Data lines:
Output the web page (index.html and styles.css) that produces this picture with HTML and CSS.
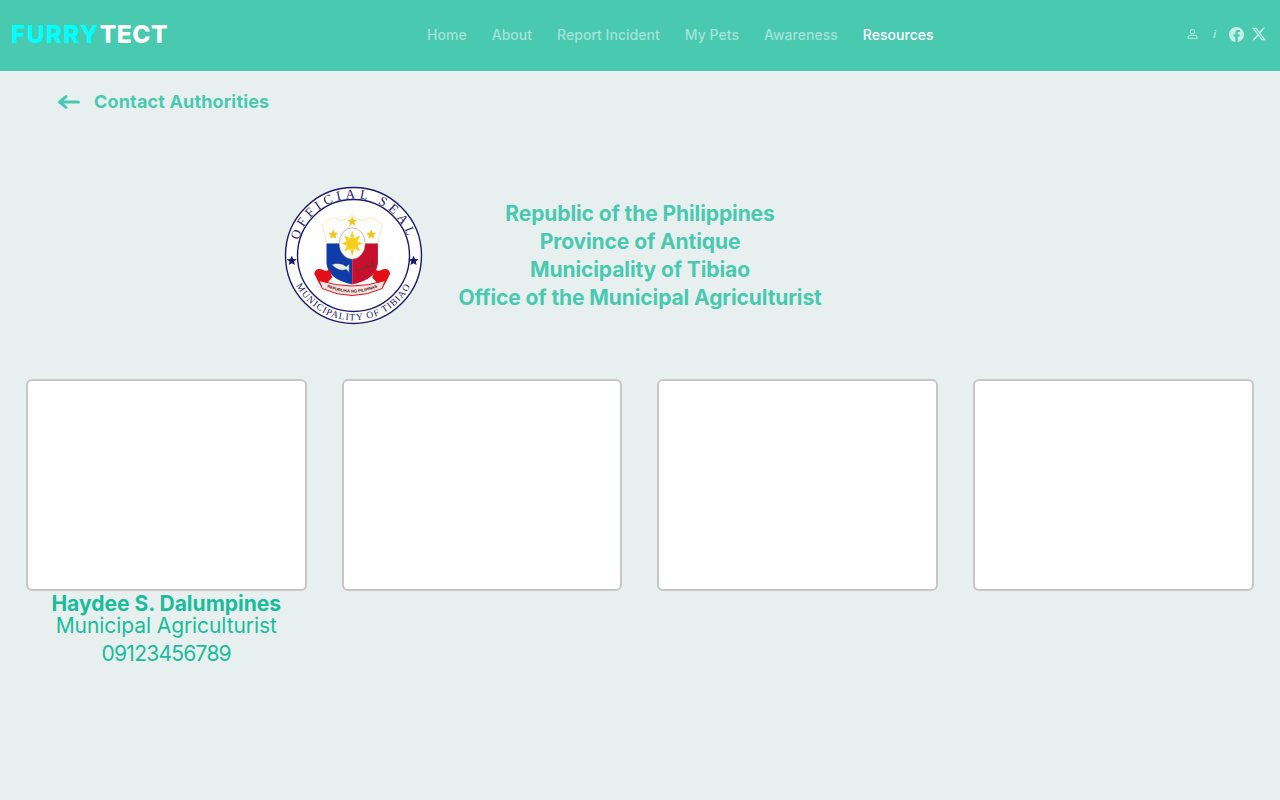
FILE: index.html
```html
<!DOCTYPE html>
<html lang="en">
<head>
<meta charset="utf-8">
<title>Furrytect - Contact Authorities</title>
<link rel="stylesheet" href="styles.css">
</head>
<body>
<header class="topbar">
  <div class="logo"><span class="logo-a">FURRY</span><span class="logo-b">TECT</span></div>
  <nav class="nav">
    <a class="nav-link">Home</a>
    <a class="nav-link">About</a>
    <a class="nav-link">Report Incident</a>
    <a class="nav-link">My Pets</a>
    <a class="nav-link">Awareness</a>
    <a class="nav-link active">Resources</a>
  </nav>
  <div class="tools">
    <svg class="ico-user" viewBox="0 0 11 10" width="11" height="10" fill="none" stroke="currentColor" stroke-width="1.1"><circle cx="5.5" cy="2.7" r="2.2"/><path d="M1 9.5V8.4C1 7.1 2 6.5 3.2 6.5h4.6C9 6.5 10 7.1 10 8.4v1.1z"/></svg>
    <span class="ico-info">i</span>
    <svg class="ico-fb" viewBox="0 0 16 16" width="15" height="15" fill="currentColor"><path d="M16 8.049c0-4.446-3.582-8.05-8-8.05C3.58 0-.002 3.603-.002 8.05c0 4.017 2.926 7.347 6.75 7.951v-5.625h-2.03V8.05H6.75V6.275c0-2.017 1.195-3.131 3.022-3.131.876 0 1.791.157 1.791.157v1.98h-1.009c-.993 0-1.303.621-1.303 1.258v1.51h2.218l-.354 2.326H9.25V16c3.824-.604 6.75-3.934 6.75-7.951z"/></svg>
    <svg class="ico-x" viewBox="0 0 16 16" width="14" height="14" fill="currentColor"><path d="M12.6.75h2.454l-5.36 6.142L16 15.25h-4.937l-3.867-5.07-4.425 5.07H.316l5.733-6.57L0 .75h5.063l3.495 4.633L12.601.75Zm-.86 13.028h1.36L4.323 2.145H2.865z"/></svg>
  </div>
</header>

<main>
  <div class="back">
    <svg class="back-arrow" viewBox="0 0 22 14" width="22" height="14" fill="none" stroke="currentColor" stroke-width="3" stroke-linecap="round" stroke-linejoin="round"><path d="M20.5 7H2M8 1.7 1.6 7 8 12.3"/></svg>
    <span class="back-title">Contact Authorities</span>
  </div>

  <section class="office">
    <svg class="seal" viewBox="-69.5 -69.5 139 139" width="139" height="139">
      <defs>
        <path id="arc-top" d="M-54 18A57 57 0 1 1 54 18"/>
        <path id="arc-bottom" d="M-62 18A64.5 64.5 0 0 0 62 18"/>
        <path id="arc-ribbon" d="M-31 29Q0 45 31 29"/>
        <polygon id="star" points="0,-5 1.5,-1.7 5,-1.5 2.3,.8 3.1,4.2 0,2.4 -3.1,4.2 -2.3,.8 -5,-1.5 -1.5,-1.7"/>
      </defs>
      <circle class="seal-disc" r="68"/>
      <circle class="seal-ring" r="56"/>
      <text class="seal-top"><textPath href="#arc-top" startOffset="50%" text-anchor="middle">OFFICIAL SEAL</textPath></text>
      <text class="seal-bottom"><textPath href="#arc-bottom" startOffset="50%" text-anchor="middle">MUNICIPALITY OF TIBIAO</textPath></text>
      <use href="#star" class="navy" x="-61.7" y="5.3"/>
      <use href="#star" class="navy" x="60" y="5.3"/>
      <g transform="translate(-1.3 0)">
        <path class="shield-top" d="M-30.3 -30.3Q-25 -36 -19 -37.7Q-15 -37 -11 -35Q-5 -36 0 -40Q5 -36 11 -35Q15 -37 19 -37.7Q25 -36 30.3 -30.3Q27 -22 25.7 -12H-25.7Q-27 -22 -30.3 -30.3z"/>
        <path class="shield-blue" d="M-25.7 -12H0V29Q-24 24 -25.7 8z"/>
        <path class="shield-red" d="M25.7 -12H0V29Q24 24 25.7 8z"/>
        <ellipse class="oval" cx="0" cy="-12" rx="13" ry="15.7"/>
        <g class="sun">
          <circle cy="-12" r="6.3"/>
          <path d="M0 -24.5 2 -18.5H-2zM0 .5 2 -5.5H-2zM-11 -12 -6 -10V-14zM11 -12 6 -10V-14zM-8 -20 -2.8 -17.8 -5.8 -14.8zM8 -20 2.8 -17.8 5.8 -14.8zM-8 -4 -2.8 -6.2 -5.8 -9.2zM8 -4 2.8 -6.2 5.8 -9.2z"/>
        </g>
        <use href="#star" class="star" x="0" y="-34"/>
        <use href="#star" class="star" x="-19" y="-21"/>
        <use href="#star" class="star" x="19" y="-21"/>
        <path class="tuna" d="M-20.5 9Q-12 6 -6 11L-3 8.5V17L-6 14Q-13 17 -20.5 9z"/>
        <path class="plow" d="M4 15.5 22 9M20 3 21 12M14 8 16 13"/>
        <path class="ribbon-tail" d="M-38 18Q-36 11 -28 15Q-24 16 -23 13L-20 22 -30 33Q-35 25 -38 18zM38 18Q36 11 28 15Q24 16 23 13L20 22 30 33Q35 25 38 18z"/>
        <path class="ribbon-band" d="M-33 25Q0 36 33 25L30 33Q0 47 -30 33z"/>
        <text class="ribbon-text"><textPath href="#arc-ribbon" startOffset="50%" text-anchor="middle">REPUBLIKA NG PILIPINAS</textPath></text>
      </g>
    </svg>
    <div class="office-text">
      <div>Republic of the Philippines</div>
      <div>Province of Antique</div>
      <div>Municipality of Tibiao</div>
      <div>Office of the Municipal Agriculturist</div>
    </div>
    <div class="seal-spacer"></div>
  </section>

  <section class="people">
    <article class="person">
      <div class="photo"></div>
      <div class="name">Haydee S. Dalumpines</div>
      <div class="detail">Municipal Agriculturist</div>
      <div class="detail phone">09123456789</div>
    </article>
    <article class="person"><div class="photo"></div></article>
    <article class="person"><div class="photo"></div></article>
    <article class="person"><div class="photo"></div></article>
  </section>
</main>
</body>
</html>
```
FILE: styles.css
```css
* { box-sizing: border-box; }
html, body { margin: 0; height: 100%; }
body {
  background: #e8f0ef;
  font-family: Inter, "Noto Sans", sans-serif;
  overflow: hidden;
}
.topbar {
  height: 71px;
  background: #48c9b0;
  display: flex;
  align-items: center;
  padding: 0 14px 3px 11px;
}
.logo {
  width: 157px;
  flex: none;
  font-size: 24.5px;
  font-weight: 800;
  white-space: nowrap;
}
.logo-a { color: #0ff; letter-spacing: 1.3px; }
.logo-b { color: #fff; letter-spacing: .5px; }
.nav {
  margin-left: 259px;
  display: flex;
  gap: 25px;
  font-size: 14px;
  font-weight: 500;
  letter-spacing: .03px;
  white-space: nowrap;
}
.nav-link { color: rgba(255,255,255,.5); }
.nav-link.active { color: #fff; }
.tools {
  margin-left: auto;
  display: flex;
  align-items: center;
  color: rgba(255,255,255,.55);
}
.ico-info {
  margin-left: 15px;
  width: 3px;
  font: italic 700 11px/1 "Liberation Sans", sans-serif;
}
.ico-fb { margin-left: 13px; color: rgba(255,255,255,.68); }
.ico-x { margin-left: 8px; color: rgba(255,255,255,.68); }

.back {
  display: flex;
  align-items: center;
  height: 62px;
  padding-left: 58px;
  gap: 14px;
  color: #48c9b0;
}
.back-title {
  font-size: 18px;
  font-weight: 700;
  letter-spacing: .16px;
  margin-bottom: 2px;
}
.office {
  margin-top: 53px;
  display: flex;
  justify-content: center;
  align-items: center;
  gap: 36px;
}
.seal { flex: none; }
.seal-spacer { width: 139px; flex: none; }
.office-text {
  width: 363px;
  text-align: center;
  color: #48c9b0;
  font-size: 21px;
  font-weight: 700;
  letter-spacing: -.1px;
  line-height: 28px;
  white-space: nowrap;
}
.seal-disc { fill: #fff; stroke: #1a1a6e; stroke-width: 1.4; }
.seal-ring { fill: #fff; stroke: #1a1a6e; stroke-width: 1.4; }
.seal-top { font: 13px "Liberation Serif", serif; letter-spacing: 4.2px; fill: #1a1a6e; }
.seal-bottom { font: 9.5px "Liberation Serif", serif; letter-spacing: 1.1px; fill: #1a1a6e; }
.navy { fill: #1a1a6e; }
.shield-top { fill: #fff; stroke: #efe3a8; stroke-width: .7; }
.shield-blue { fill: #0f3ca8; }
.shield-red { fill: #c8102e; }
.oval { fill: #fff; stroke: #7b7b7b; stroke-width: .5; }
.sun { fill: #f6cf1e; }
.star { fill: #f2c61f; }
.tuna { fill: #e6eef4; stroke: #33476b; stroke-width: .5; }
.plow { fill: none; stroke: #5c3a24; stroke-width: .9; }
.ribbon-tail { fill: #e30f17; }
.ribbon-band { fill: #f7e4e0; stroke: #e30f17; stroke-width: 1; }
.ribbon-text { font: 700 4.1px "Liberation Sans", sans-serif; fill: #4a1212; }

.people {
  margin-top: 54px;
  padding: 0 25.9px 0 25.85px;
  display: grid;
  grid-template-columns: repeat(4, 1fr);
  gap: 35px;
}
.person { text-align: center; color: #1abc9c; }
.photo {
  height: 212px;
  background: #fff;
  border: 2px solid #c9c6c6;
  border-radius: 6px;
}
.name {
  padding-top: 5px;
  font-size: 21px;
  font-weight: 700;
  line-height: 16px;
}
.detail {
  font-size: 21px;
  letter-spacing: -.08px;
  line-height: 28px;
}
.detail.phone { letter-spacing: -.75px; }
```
--
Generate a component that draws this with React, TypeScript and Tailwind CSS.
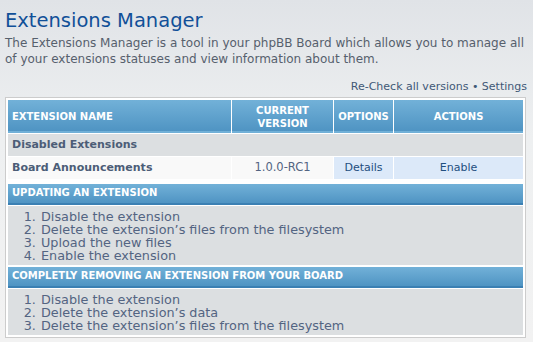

Work to complete:
From the listing above, pick out every line containing "that".

Answer:
Output the web page (index.html and styles.css) that produces this picture with HTML and CSS.
Generate a component that draws this with React, TypeScript and Tailwind CSS.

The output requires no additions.